The stock market is a casino but it isn’t necessarily a source of new finance. In 2023, companies raised £953.7m by issuing new shares. This rose to £3.4bn in 2024. In 2024, UK-listed companies retuned £86.5bn in dividends to shareholders, and FTSE100 companies alone returned another £56.9bn in share buybacks. The stock market functions as a cash extraction machine. The net result is that companies rely upon retained earnings and debt to finance long-term investment in productive assets. The UK has been bottom of the G7 league for investment in 24 out of last 30 years, and is ranked 28th among 31 OECD countries.
Shareholders have the benefit of limited liability, which confers unlimited liability on others. For example, at Carillion, directors appeased shareholders by paying high dividends, mainly financed by borrowing. The company collapsed with £7bn of liabilities, including a £2.6bn pension liability. Thousands of employees lost some of their pension rights. Thousands of small businesses lost money due to them and became bankrupt. Social irresponsibility is an integral part of share ownership. Companies can pay dividends by flooding rivers with sewage, encouraging smoking and causing health hazards with processed foods, but shareholders do not bear any personal responsibility for the resulting consequences.
There is a strong case for reforming capitalism, share ownership; shareholder-centric model of corporate governance and rights and obligations of stakeholders, but that is not on the government’s agenda.

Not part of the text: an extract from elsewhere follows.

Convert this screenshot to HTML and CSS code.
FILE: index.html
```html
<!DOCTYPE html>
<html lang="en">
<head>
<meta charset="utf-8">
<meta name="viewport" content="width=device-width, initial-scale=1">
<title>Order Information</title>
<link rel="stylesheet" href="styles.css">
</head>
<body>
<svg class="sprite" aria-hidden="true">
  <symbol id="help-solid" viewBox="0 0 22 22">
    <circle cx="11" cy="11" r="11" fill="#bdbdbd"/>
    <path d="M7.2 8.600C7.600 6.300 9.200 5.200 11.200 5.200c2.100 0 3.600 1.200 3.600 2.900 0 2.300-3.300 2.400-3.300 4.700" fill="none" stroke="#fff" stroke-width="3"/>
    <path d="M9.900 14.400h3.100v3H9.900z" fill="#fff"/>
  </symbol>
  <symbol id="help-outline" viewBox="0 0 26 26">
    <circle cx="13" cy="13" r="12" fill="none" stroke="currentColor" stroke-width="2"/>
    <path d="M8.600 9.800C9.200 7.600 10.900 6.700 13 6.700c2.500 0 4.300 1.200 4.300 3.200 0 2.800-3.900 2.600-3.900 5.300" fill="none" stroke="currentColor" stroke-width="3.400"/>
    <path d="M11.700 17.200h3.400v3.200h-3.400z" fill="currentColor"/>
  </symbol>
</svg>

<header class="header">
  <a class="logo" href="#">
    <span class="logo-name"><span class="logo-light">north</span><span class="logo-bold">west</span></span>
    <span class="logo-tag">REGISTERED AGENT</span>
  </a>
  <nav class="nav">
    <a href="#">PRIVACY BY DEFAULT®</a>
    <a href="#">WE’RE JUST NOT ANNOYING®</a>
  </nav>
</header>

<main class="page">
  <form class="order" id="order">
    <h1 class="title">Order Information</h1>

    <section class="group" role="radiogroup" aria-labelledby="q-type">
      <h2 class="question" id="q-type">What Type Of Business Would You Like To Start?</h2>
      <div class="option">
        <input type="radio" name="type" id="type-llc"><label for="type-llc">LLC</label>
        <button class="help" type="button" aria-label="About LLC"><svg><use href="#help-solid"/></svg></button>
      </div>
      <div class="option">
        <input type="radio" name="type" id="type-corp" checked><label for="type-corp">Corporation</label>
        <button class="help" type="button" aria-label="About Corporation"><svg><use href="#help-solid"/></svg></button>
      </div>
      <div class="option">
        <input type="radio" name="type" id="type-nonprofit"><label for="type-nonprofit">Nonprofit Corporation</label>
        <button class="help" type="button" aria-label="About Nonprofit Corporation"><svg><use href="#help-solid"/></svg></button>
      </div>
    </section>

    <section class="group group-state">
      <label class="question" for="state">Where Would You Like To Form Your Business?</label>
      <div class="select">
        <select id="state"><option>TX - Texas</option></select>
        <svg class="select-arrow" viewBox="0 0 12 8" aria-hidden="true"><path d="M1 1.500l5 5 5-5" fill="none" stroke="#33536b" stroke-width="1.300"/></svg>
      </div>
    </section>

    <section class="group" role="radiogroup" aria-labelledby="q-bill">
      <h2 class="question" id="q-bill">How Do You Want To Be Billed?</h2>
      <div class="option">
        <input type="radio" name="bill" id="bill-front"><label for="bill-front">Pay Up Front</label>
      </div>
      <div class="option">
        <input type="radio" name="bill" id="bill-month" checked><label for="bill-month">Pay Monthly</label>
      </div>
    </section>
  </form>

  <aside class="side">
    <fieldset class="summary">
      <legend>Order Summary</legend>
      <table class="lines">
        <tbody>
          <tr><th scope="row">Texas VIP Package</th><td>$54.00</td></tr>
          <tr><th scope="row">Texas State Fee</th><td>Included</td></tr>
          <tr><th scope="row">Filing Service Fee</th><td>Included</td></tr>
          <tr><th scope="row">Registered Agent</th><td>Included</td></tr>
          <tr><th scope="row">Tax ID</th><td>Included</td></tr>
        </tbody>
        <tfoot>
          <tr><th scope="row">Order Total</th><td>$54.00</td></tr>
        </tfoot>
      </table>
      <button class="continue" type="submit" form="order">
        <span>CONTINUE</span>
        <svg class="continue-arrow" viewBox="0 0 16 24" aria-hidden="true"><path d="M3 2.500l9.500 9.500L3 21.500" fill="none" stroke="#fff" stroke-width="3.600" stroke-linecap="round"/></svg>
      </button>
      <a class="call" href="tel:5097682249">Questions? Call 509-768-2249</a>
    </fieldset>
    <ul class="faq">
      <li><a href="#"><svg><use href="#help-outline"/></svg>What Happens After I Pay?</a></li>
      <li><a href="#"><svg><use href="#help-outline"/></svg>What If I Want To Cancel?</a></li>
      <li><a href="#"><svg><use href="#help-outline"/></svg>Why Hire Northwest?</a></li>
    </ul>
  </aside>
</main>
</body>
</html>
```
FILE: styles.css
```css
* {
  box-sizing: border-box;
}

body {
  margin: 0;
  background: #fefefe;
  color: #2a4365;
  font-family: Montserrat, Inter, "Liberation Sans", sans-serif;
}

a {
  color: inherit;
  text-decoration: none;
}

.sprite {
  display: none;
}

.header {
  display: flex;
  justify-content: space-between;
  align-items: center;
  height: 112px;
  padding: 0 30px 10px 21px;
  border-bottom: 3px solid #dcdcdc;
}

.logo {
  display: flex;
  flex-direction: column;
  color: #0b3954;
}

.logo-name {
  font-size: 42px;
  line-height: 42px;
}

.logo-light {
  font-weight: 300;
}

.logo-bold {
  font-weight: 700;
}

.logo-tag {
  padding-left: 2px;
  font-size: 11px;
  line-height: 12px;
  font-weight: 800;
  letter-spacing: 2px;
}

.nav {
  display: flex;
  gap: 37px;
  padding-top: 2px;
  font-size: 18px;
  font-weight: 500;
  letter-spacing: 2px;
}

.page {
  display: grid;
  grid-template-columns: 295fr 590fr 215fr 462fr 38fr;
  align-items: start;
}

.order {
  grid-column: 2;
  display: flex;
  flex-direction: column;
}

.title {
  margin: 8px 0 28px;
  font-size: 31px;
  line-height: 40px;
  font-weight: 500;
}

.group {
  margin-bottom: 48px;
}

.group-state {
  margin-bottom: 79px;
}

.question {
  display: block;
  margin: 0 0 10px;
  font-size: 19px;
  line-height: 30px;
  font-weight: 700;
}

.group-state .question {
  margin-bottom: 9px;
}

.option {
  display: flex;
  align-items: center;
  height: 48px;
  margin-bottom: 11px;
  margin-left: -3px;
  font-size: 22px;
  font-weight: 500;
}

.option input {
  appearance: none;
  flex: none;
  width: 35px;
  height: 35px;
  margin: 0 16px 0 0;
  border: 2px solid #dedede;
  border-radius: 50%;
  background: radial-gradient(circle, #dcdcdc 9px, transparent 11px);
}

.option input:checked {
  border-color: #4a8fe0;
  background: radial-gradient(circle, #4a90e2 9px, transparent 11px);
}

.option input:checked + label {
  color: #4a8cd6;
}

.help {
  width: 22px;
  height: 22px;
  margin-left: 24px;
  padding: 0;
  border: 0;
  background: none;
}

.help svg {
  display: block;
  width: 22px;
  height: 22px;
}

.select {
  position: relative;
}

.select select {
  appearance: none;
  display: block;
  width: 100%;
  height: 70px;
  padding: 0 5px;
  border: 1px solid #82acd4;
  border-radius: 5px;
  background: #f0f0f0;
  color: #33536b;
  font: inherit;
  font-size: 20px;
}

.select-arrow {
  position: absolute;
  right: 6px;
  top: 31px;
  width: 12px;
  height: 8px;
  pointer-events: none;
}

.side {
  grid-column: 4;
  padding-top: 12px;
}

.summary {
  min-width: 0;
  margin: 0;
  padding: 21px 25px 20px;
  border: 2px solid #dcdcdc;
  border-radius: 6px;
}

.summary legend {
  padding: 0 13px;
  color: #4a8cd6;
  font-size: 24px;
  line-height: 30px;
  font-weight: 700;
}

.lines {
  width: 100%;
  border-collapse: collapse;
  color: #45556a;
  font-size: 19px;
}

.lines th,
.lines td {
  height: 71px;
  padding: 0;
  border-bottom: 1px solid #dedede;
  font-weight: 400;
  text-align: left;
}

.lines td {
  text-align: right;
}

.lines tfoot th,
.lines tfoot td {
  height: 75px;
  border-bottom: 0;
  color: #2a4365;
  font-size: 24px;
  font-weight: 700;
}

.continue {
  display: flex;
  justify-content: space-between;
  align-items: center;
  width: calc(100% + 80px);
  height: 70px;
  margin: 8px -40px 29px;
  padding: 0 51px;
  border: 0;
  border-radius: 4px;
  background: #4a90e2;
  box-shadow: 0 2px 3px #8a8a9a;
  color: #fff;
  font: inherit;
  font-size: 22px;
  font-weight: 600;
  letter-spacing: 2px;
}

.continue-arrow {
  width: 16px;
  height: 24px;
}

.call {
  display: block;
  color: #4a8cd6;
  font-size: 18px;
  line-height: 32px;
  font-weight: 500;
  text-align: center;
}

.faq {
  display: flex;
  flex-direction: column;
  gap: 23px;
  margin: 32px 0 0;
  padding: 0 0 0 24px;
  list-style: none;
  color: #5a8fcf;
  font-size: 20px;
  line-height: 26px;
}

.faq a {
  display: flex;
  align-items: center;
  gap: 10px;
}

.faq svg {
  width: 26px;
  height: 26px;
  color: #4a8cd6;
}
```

The western world is moving into a new age of propaganda. Governments rarely address causes of social injustice but manage public concerns by creating new folk-devils and moral panics. They promote the claim that gender orientations, diversity and equality are somehow damaging society rather than inequalities and the power of corporations and wealthy elites. Censorship is enacted, books are banned, and research is obstructed to discipline people, create fear and force compliance. People who struggle to make ends meet are urged to become speculators, and foot-soldiers of capitalism. This promotes a kid of individualism which has little or no regard for collective welfare of society.